Now before I continue a DISCLAIMER is in order. I enjoy my British friends and their quirky language, we all get to laugh over terms and pronunciations. However my eating preferences are not British and therein is the problem. In an attempt to cater to our tastes, as they (the French) perceive them, they often make adjustments to my order that don’t work for me.
In my last blog I alluded to one of those adjustments, ordering le café. In one hotel they actually brought me a mug of coffee from a 12 cup coffee maker common to most homes in the USA. Other times I say, “Je voudrais un café, SVP,” the server pauses for a minute then asks if I mean an espresso, a question they would never ask a French person. It comes from their experience of bringing an English speaking person a French le café and having the customer unhappy because they wanted a mug of drip or at least an americano – like I said the French are so helpful most of the time.
Second DISCLAIMER. When it comes to anything bureaucratic that help may be hard to come by – this post is all about food.
The French are carnivores, big time. Vegetarians often struggle, though we are seeing some changes making it easier. Meat preferences in France are often quite foreign to US or UK diners.
When it comes to le boeuf they like it rare, really rare. The go-to degree of doneness is bleu, which, just as it sounds, means blue. The piece of meat is seared for no more than 30 seconds on a side and served. For most UK and USA folks they see this and say it is raw, which of course it pretty much is. Here is a photo of one such steak I had when we were with our friends in L’Isle-sur-la- Sorgue.
The next degree of doneness is sanglant which literally means bloody, this would be extra rare in most restaurants in the USA, it is my normal way to order here. Yet what often happens is the server questions me, “medium?” Or the cook just cooks it so there is barely any pink at all. You see the Brits tend to like meat well done, which is considered unthinkable to the French, and to me as well, so like with the coffee they often adjust.
Here in Normandie andouillette, not to be confused with the spicy, smoked andouille from Cajun Louisiana, is on most menus. Here are photos of both.

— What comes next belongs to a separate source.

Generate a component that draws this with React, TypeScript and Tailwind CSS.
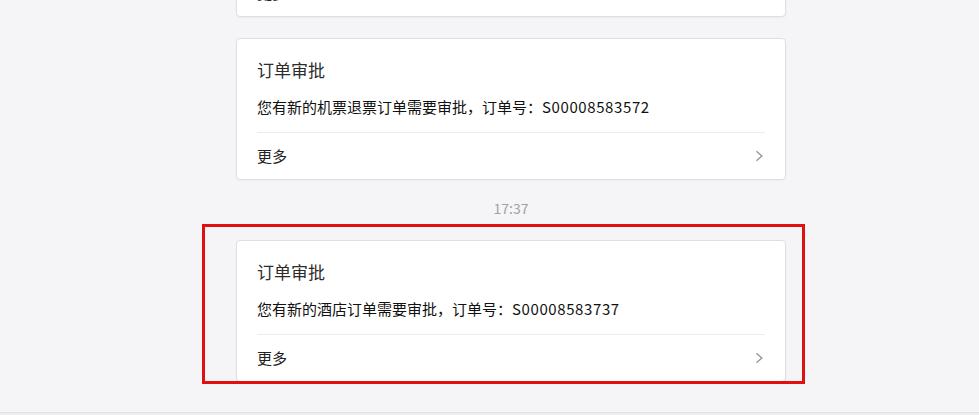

French andouillette are made from pork large intestines, spices, grains, and onions. They are quite corse compared to the Cajun smoked sausage. Wikipedia says, Andouillettes are generally made from the large intestine and are 7–10 cm (2 3/4 – 4in) in diameter. True andouillettes are rarely seen outside France and have a strong, distinctive odour coming from the colon. Although sometimes repellent to the uninitiated, the scent is prized by its devotees.
The first time I ever ordered andouillette the owner of the open-fired grill restaurant tried to talk me out of it. He said that Americans don’t eat this. I assured him I did. With mustard sauce it is quite OK on occasion. On other occasions the server has asked if I know what andouillette is, or if I am sure. I know they are trying to be helpful, but I also know this expat is not like all the others.
A third challenge here is finding spicy food. With the exception of mustard, which is always Dijon, the French don’t eat much that is spicy. We wanted some salsa, they have Old El Paso, the same brand as we could get in US, but it only comes in mild and extra mild. I can’t imagine what extra mild would be, tomato sauce???
Soon after we moved here we discovered an Indian restaurant not too far away, craving a bit of spicy food we went. It took us a few visits for me to convince the very nice server, that we have come to know well, that when I asked for spicy I meant spicy. In fact last time he actually brought something out that was too spicy for me, that is rare. Yet he is so used to compensating for the French palette that he just naturally tones things down.
In all my years of travel I have attempted to eat like the locals do. I am not like Tony Bourdain was, nor Andrew Zimmern, there are some limits, but in general I say give it a go. Often I end up liking things that might put some folks off, that is one of the joys of travel, and this expat loves the journey of food.
I guess I do agree with Zimmern when he says, “If it looks good, eat it.”